_Do this_: Scan the lines below for the word "React". Copy each line you find it in.
··· Stored data ···
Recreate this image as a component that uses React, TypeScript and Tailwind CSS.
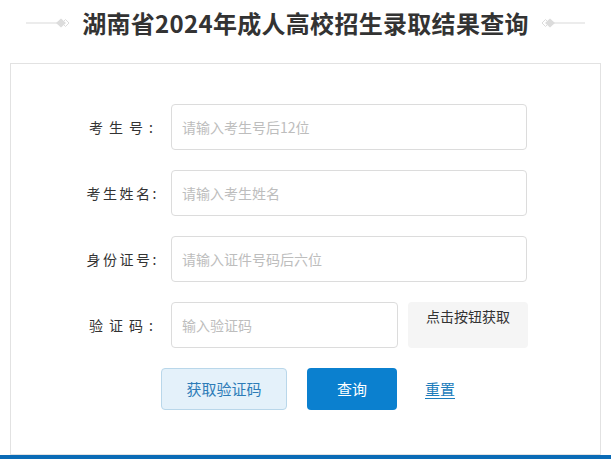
import React from 'react';

const fontStack = { fontFamily: '"Noto Sans CJK SC", "Noto Sans", sans-serif' };

const Deco: React.FC<{ flip?: boolean }> = ({ flip }) => (
  <svg width="44" height="12" viewBox="0 0 44 12" className={flip ? 'scale-x-[-1]' : ''}>
    <line x1="0" y1="6" x2="32" y2="6" stroke="#d9d9d9" strokeWidth="1" />
    <path d="M30 6 L35 1.5 L40 6 L35 10.5 Z" fill="#dcdcdc" />
    <path d="M36 6 L39.5 2.5 L43 6 L39.5 9.5 Z" fill="none" stroke="#dcdcdc" strokeWidth="1" />
  </svg>
);

const Row: React.FC<{ label: React.ReactNode; placeholder: string; children?: React.ReactNode; narrow?: boolean }> = ({
  label,
  placeholder,
  children,
  narrow,
}) => (
  <div className="flex items-center">
    <div className="w-[160px] pr-[12px] text-right text-[14px] text-[#333]">{label}</div>
    <input
      className={`h-[46px] rounded-[4px] border border-[#dcdcdc] px-[10px] text-[14px] text-[#333] placeholder:text-[#bdbdbd] outline-none ${
        narrow ? 'w-[227px]' : 'w-[356px]'
      }`}
      placeholder={placeholder}
    />
    {children}
  </div>
);

const App: React.FC = () => {
  return (
    <div className="w-[611px] h-[459px] bg-white overflow-hidden flex flex-col" style={fontStack}>
      <div className="h-[50px] pb-[4px] flex items-center justify-center gap-[12px]">
        <Deco />
        <h1 className="text-[24px] font-bold text-[#333] tracking-[0.3px]">湖南省2024年成人高校招生录取结果查询</h1>
        <Deco flip />
      </div>
      <div className="mt-[13px] mx-[10px] flex-1 border border-[#e2e2e2] pt-[40px] flex flex-col gap-[20px]">
        <Row label={<span className="tracking-[6px]">考生号:</span>} placeholder="请输入考生号后12位" />
        <Row label={<span className="tracking-[2.5px]">考生姓名:</span>} placeholder="请输入考生姓名" />
        <Row label={<span className="tracking-[2.5px]">身份证号:</span>} placeholder="请输入证件号码后六位" />
        <Row label={<span className="tracking-[6px]">验证码:</span>} placeholder="输入验证码" narrow>
          <div className="ml-[10px] w-[120px] h-[46px] rounded-[4px] bg-[#f5f5f5] text-[14px] text-[#333] text-center pt-[4px]">
            点击按钮获取
          </div>
        </Row>
        <div className="flex items-center pl-[150px]">
          <button className="w-[126px] h-[42px] rounded-[4px] border border-[#b9d7ea] bg-[#e4f1fa] text-[15px] text-[#2d7cb8]">
            获取验证码
          </button>
          <button className="ml-[20px] w-[90px] h-[42px] rounded-[4px] bg-[#0b80cf] text-[15px] text-white">查询</button>
          <a className="ml-[28px] text-[15px] text-[#1b7cbb] underline underline-offset-[3px]">重置</a>
        </div>
      </div>
      <div className="h-[4px] bg-[#0a6bb6]" />
    </div>
  );
};

export default App;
···
_Exercise result_:
Recreate this image as a component that uses React, TypeScript and Tailwind CSS.
import React from 'react';
const Deco: React.FC<{ flip?: boolean }> = ({ flip }) => (
const Row: React.FC<{ label: React.ReactNode; placeholder: string; children?: React.ReactNode; narrow?: boolean }> = ({
const App: React.FC = () => {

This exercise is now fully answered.